Stated task - Begin at the first line of the data and copy each line through the one containing "import React from 'react';", that line included, with no pictures.
— START —
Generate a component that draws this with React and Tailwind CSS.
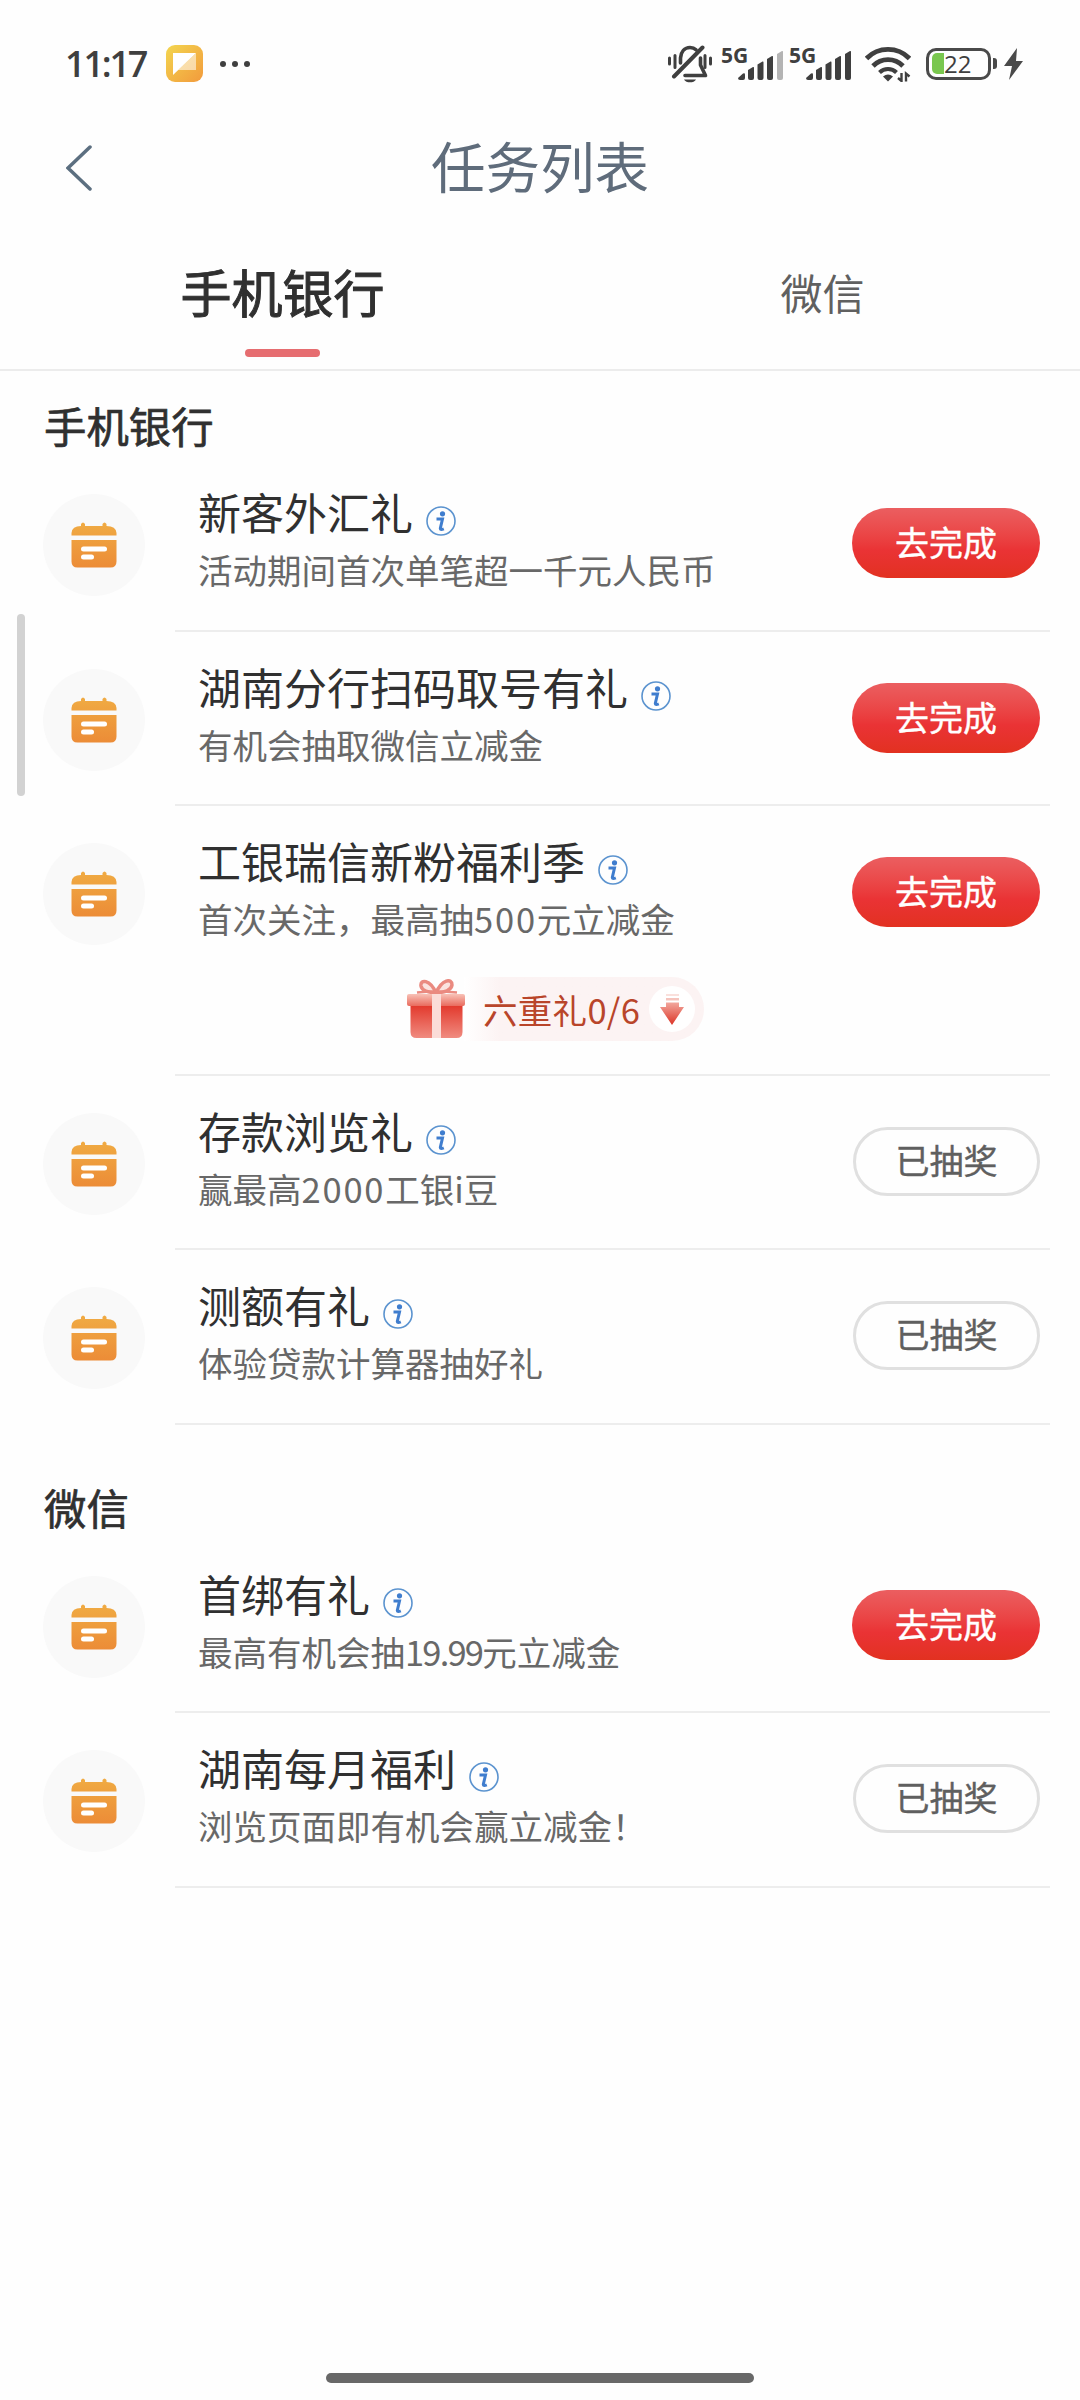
import React from 'react';

const sections = [
  {
    title: '手机银行',
    tasks: [
      { name: '新客外汇礼', desc: '活动期间首次单笔超一千元人民币', done: false },
      { name: '湖南分行扫码取号有礼', desc: '有机会抽取微信立减金', done: false },
      { name: '工银瑞信新粉福利季', desc: '首次关注，最高抽500元立减金', done: false, gift: '六重礼0/6' },
      { name: '存款浏览礼', desc: '赢最高2000工银i豆', done: true },
      { name: '测额有礼', desc: '体验贷款计算器抽好礼', done: true },
    ],
  },
  {
    title: '微信',
    tasks: [
      { name: '首绑有礼', desc: '最高有机会抽19.99元立减金', done: false },
      { name: '湖南每月福利', desc: '浏览页面即有机会赢立减金！', done: true },
    ],
  },
];

const BellOff = () => (
  <svg width="44" height="38" viewBox="0 0 44 38" fill="none" stroke="#3f3f3f" strokeWidth="3.600" strokeLinecap="round">
    <path d="M1.500 13v6M7 10.500v12M37 10.500v12M42.500 13v6" strokeWidth="3" />
    <path d="M12.500 18V13C13 7 16.500 2.500 22 2.500c2.500 0 4.500.8 6 2.300M32.500 13v7l5 10.500H17" strokeLinejoin="round" />
    <path d="M6 31.500L34.500 2.500" strokeWidth="4" />
    <path d="M16 34.500h12c-2 3.800-10 3.800-12 0z" fill="#3f3f3f" stroke="none" />
  </svg>
);

const Signal = ({ weak }) => (
  <div className="relative h-[34px] w-[63px]">
    <span className="absolute -top-[2px] left-0 font-['Open_Sans'] text-[21px] leading-[21px] font-bold text-[#3f3f3f]">5G</span>
    <svg className="absolute top-0 left-[17px]" width="46" height="34" viewBox="0 0 46 34" fill="#3f3f3f">
      <path d="M0 31l5-4.500q2-1 2 1V31q0 2-2 2H2q-2 0-2-2z" />
      <path d="M10 23l5-3q1-.5 1 1v10q0 2-2 2h-2q-2 0-2-2z" />
      <path d="M19.500 17.500l5-3q1-.5 1 1V31q0 2-2 2h-2q-2 0-2-2z" />
      <path d="M29 12l5-3q1-.5 1 1v21q0 2-2 2h-2q-2 0-2-2z" />
      <path d="M39 7l5-3q1-.5 1 1v26q0 2-2 2h-2q-2 0-2-2z" fill={weak ? '#b4b4b4' : '#3f3f3f'} />
    </svg>
  </div>
);

const Wifi = () => (
  <svg width="46" height="36" viewBox="0 0 46 36" fill="none" stroke="#3f3f3f" strokeWidth="4.800">
    <path d="M1.500 12.500a30 30 0 0 1 43 0" />
    <path d="M8 20a21 21 0 0 1 30 0" />
    <path d="M14.500 26.500a12 12 0 0 1 17 0" strokeWidth="4" />
    <path d="M18 30.500q5-4 10 0l-5 5z" fill="#3f3f3f" stroke="none" />
    <path d="M36.500 27v8l-3.500-3M41 35.500v-8l3.500 3" strokeWidth="2.400" />
  </svg>
);

const StatusBar = () => (
  <div className="flex h-[126px] items-center pl-[65px] text-[#3f3f3f]">
    <span className="w-[83px] pt-[2px] font-['Open_Sans'] text-[36px] leading-none font-semibold tracking-[-2.2px]">11:17</span>
    <svg className="ml-[18px]" width="37" height="37" viewBox="0 0 37 37">
      <defs>
        <linearGradient id="app" x1="0" y1="0" x2="1" y2="1">
          <stop offset="0" stopColor="#f3d64f" />
          <stop offset="1" stopColor="#f29a3c" />
        </linearGradient>
      </defs>
      <rect width="37" height="37" rx="9" fill="url(#app)" />
      <path d="M7 8h23L7 30z" fill="#fff" />
      <path d="M30 8v17H12z" fill="#fff" opacity=".55" />
    </svg>
    <div className="ml-[17px] flex gap-[6px] pt-[2px]">
      <i className="size-[6px] rounded-full bg-[#3f3f3f]" />
      <i className="size-[6px] rounded-full bg-[#3f3f3f]" />
      <i className="size-[6px] rounded-full bg-[#3f3f3f]" />
    </div>
    <div className="ml-auto flex items-center pt-[1px] pr-[57px]">
      <BellOff />
      <div className="ml-[9px] flex gap-[5px]">
        <Signal weak />
        <Signal />
      </div>
      <div className="ml-[13px]"><Wifi /></div>
      <div className="ml-[15px] flex h-[32px] w-[65px] items-center rounded-[10px] border-[3px] border-[#4a4a4a] pl-[3px]">
        <span className="h-[21px] w-[12px] rounded-l-[5px] bg-[#7ac74f]" />
        <span className="font-['Open_Sans'] text-[24px] leading-none font-medium">22</span>
      </div>
      <span className="ml-[2px] h-[11px] w-[4px] rounded-r-[3px] bg-[#4a4a4a]" />
      <svg className="ml-[7px]" width="19" height="32" viewBox="0 0 19 32" fill="#4a4a4a">
        <path d="M13 0L0 18h8L5 32l14-19h-7z" />
      </svg>
    </div>
  </div>
);

const TaskIcon = () => (
  <div className="flex size-[102px] items-center justify-center rounded-full bg-[#f9f9f9]">
    <svg width="46" height="46" viewBox="0 0 46 46">
      <defs>
        <linearGradient id="cal" x1="0" y1="0" x2="0" y2="1">
          <stop offset="0" stopColor="#f0ab43" />
          <stop offset="1" stopColor="#ec8c37" />
        </linearGradient>
      </defs>
      <path
        d="M10 4V2q2-3 4 0v2h17.500V2q2-3 4 0v2q9.500 0 10 7v2.500H.5V11Q1 4 10 4zM.5 18h45v21.500q0 6-6 6h-33q-6 0-6-6z"
        fill="url(#cal)"
      />
      <rect x="10" y="24.500" width="26" height="5" rx="2.500" fill="#fff" />
      <rect x="10" y="32.500" width="13" height="5" rx="2.500" fill="#fff" />
    </svg>
  </div>
);

const InfoIcon = () => (
  <svg width="30" height="30" viewBox="0 0 30 30" fill="none">
    <circle cx="15" cy="15" r="14" stroke="#5b93cf" strokeWidth="1.600" />
    <circle cx="16.500" cy="7.800" r="2.600" fill="#3f7dce" />
    <path d="M10.500 13h6l-2.200 9.500q0 1.800 3.500.3" stroke="#3f7dce" strokeWidth="3" />
  </svg>
);

const GiftBox = () => (
  <svg width="60" height="60" viewBox="0 0 60 60" fill="none">
    <defs>
      <linearGradient id="box" x1="0" y1="0" x2="0" y2="1">
        <stop offset="0" stopColor="#e2382b" />
        <stop offset="1" stopColor="#f08b80" />
      </linearGradient>
      <linearGradient id="lid" x1="0" y1="0" x2="0" y2="1">
        <stop offset="0" stopColor="#f8c2b7" />
        <stop offset="1" stopColor="#e96b5d" />
      </linearGradient>
    </defs>
    <path d="M30 14C24 0 14 0 15 7q1 6 15 7C36 0 46-1 46 6q-1 7-16 8z" fill="#fbe3df" stroke="#ea8a80" strokeWidth="3.500" />
    <path d="M11 13.500q19-2 40 0" stroke="#ea8a80" strokeWidth="2.500" />
    <path d="M4.500 26h52v27q0 6-6 6h-40q-6 0-6-6z" fill="url(#box)" />
    <path d="M1 17q0-2 2-2h54q2 0 2 2v8q0 2-2 2H3q-2 0-2-2z" fill="url(#lid)" />
    <path d="M26 15h9v44h-9z" fill="#fbdcd8" />
  </svg>
);

const GiftProgress = ({ text }) => (
  <div className="mt-[37px] ml-[231px] flex h-[64px] w-[300px] items-center">
    <div className="z-10 shrink-0"><GiftBox /></div>
    <div className="-ml-[2px] flex h-[64px] w-[240px] shrink-0 items-center rounded-r-full bg-linear-to-r from-white via-[#fcf3f3] via-15% to-[#fcf3f3] pl-[19px]">
      <span className="w-[157px] text-[34.5px] leading-none tracking-[0.3px] whitespace-nowrap text-[#b9452a]">{text}</span>
      <span className="ml-[9px] flex size-[46px] items-center justify-center rounded-full bg-white">
        <svg width="24" height="32" viewBox="0 0 24 32">
          <defs>
            <linearGradient id="arr" x1="0" y1="0" x2="0" y2="1">
              <stop offset="0" stopColor="#f2a79d" />
              <stop offset="1" stopColor="#dc3426" />
            </linearGradient>
          </defs>
          <path d="M6 1h13v2H6z" fill="#fae0dc" />
          <path d="M6 5h13v2.500H6z" fill="#f5c4bd" />
          <path d="M6 9.500h13V14h5L12 32 0 14h6z" fill="url(#arr)" />
        </svg>
      </span>
    </div>
  </div>
);

// amounts are spaced apart from the surrounding characters, decimals are set tighter
const Desc = ({ text }) => (
  <p className="mt-[11px] text-[34.5px] leading-[44px] whitespace-nowrap text-[#686868]">
    {text.split(/([\d.]+)/).map((part, i) =>
      i % 2 ? (
        <span key={i} className={part.includes('.') ? 'tracking-[-1.8px]' : 'tracking-[1.8px]'}>{part}</span>
      ) : (
        part
      )
    )}
  </p>
);

const TaskRow = ({ task }) => (
  <div className="flex pl-[43px]">
    <div className="mt-[37px]"><TaskIcon /></div>
    <div className={`ml-[30px] w-[875px] border-b-2 border-[#ededed] ${task.gift ? 'h-[269.4px]' : 'h-[174.6px]'}`}>
      <div className="flex items-start pr-[10px] pl-[23px]">
        <div className="mt-[29px]">
          <div className="flex">
            <h3 className="text-[43px] leading-[50px] whitespace-nowrap text-[#303030]">{task.name}</h3>
            <span className="mt-[20px] ml-[13px]"><InfoIcon /></span>
          </div>
          <Desc text={task.desc} />
        </div>
        {task.done ? (
          <button className="mt-[51px] ml-auto h-[69px] w-[187px] shrink-0 rounded-full border-[3px] border-[#e0e0e0] pb-[3px] text-[34px] leading-none text-[#5f5f5f] [-webkit-text-stroke:0.4px]">
            已抽奖
          </button>
        ) : (
          <button className="mt-[51px] ml-auto h-[70px] w-[188px] shrink-0 rounded-full bg-linear-to-b from-[#eb5e60] via-[#ea3335] via-60% to-[#e23120] pb-[2px] text-[34px] leading-none text-white [-webkit-text-stroke:0.4px]">
            去完成
          </button>
        )}
      </div>
      {task.gift && <GiftProgress text={task.gift} />}
    </div>
  </div>
);

const SectionTitle = ({ children }) => (
  <h2 className="pl-[44px] text-[42.4px] leading-[56px] text-[#303030] [-webkit-text-stroke:0.7px]">{children}</h2>
);

export default function App() {
  return (
    <div className="relative h-[2400px] w-[1080px] overflow-hidden bg-[#fefefe] font-['Noto_Sans_CJK_SC',sans-serif]">
      <StatusBar />

      {/* Title bar */}
      <div className="flex h-[84px] items-center pl-[66px]">
        <svg width="26" height="46" viewBox="0 0 26 46" fill="none" stroke="#5c6f80" strokeWidth="3.500" strokeLinecap="round">
          <path d="M24 2L2 23l22 21" />
        </svg>
        <h1 className="flex-1 pr-[92px] pb-[6px] text-center text-[54.5px] leading-none text-[#5f6c7b]">任务列表</h1>
      </div>

      {/* Tabs */}
      <div className="flex h-[161px] border-b-2 border-[#ececec]">
        <div className="flex w-[565px] flex-col items-center pt-[53px]">
          <span className="text-[51px] leading-[56px] text-[#303030] [-webkit-text-stroke:1px]">手机银行</span>
          <span className="mt-[30px] h-[8px] w-[75px] rounded-full bg-[#e66d70]" />
        </div>
        <div className="flex-1 pt-[54px] text-center text-[42px] leading-[56px] text-[#606060]">微信</div>
      </div>

      {/* Task sections */}
      <div className="pt-[26px]">
        <SectionTitle>{sections[0].title}</SectionTitle>
        <div className="mt-[4px]">
          {sections[0].tasks.map((task) => <TaskRow key={task.name} task={task} />)}
        </div>
      </div>
      <div className="pt-[54px]">
        <SectionTitle>{sections[1].title}</SectionTitle>
        <div className="mt-[4px]">
          {sections[1].tasks.map((task) => <TaskRow key={task.name} task={task} />)}
        </div>
      </div>

      {/* Edge handle and home indicator */}
      <div className="absolute top-[614px] left-[17px] h-[182px] w-[8px] rounded-full bg-[#d2d2d2]" />
      <div className="absolute top-[2373px] left-[326px] h-[10px] w-[428px] rounded-full bg-[#686868]" />
    </div>
  );
}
— END —
Written solution -
Generate a component that draws this with React and Tailwind CSS.
import React from 'react';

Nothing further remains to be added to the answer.